É possível concluir, dentro dos limites deste espaço, da seguinte forma: houve uma evolução jurisprudencial para reconhecer o direito líquido e certo à nomeação e posse em cargo público, não apenas ao candidato que já esteja  dentro do limite de vagas, mas para aquele que, em razão da desistência do melhor classificado, passa a constar dentro do número ofertado pelo Edital. Na prática, existe o livre trânsito conceitual entre a expectativa de direito e o direito líquido e certo a ser amparado pelo Poder Judiciário, com a análise das variáveis de cada caso concreto.

 

[1] STF – Súmula 15: “Dentro do prazo de validade do concurso, o candidato aprovado tem o direito à nomeação, quando o cargo for preenchido sem observância da classificação”.

[2] No voto, há indicação de outros precedentes no mesmo sentido, dentre os quais o RMS 15.420/ PR, Rel. Min. Paulo Gallotti, DJU de 19.05.2008 e RMS 15.034/RS, Rel. Min. Felix Fischer, DJU de 29.03.04.

[3] Em passagem do voto, entendeu o Min. Relator que: “Destarte, a partir da veiculação expressa da necessidade de prover determinado número de cargos, através da publicação de edital de concurso, a nomeação e posse de candidato aprovado dentro das vagas ofertadas, transmuda-se de mera expectativa à direito subjetivo.

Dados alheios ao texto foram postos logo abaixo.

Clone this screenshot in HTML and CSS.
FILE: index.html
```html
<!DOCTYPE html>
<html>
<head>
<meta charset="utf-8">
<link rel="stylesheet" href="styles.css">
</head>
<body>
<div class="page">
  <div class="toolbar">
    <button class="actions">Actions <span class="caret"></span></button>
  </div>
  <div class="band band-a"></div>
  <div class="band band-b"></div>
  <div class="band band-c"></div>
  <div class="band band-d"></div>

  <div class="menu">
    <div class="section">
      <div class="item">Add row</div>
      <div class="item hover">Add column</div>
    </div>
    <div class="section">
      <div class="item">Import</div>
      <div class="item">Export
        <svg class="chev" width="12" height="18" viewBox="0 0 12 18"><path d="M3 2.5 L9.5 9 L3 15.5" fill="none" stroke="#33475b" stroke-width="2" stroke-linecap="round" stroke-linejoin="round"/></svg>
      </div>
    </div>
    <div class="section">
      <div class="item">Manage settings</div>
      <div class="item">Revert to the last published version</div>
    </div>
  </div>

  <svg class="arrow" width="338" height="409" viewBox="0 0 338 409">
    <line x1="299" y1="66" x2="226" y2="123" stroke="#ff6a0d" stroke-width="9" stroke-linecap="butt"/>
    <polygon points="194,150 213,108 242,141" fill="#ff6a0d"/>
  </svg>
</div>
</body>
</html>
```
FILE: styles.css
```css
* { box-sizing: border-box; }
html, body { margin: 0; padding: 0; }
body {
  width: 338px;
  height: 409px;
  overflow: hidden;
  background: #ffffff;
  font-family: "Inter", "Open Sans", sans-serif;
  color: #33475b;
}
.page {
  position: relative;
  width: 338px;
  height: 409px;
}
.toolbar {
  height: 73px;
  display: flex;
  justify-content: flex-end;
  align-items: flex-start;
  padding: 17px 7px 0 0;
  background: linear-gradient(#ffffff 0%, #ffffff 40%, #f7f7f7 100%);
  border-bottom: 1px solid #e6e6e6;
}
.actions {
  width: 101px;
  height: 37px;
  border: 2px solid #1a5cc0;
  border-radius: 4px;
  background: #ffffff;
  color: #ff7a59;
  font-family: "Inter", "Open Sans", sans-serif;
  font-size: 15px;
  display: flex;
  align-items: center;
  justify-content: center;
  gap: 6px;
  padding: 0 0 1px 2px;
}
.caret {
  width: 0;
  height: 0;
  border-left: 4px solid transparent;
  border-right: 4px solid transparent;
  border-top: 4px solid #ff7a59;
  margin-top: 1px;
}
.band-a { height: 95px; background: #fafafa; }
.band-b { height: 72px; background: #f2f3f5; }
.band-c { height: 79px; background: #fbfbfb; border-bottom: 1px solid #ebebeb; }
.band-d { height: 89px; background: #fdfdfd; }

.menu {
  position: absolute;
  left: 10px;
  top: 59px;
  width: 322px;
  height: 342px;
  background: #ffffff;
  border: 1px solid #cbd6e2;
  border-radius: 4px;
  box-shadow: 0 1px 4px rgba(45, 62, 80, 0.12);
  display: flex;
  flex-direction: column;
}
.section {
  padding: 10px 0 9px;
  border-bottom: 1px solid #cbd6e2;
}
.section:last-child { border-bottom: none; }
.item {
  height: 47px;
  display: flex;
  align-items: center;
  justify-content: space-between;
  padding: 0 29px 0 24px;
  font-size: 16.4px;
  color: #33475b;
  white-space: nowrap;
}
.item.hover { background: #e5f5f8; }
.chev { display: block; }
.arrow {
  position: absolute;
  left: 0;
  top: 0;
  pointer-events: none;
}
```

Tem-se, pois, por ilegal o ato omissivo da Administração que não assegura a nomeação de candidato aprovado e classificado até o limite das vagas previstas no edital, por se tratar de ato vinculado”.

[4] Segue uma passagem da ementa: “Para justificar o excepcionalíssimo não cumprimento do dever de nomeação por parte da Administração Pública, é necessário que a situação justificadora seja dotada das seguintes características: a) Superveniência: os eventuais fatos ensejadores de uma situação excepcional devem ser necessariamente posteriores à publicação do edital do certame público; b) Imprevisibilidade: a situação deve ser determinada por circunstâncias extraordinárias, imprevisíveis à época da publicação do edital; c) Gravidade: os acontecimentos extraordinários e imprevisíveis devem ser extremamente graves, implicando onerosidade excessiva, dificuldade ou mesmo impossibilidade de cumprimento efetivo das regras do edital; d) Necessidade: a solução drástica e excepcional de não cumprimento do dever de nomeação deve ser extremamente necessária, de forma que a Administração somente pode adotar tal medida quando absolutamente não existirem outros meios menos gravosos para lidar com a situação excepcional e imprevisível. De toda forma, a recusa de nomear candidato aprovado dentro do número de vagas deve ser devidamente motivada e, dessa forma, passível de controle pelo Poder Judiciário”.

[5] No voto, o Min. Relator Roberto Barroso cita “no mesmo sentido, as seguintes decisões, entre outras: RE 227.480/RJ e RE 695.192/BA, Rel.ª Min.ª Cármen Lúcia; RE 743.691/BA e RE 741.593/PA, Rel. Min. Celso de Mello; RE 748.326/DF e RE 748.463/BA, da minha relatoria; RE 718.192/BA e RE 708.653/BA, Rel. Min. Luiz Fux”.

[6] Disponível em http://www.stj.jus.br/sites/STJ/default/pt_BR/Comunica%C3%A7%C3%A3o/noticias/Not%C3%ADcias/Candidato-al%C3%A7ado-%C3%A0-vaga-por-desist%C3%AAncia-de-outros-candidatos-tem-direito-l%C3%ADquido-e-certo-%C3%A0-nomea%C3%A7%C3%A3o. Acesso em 03.02.18, às 10:00 hs.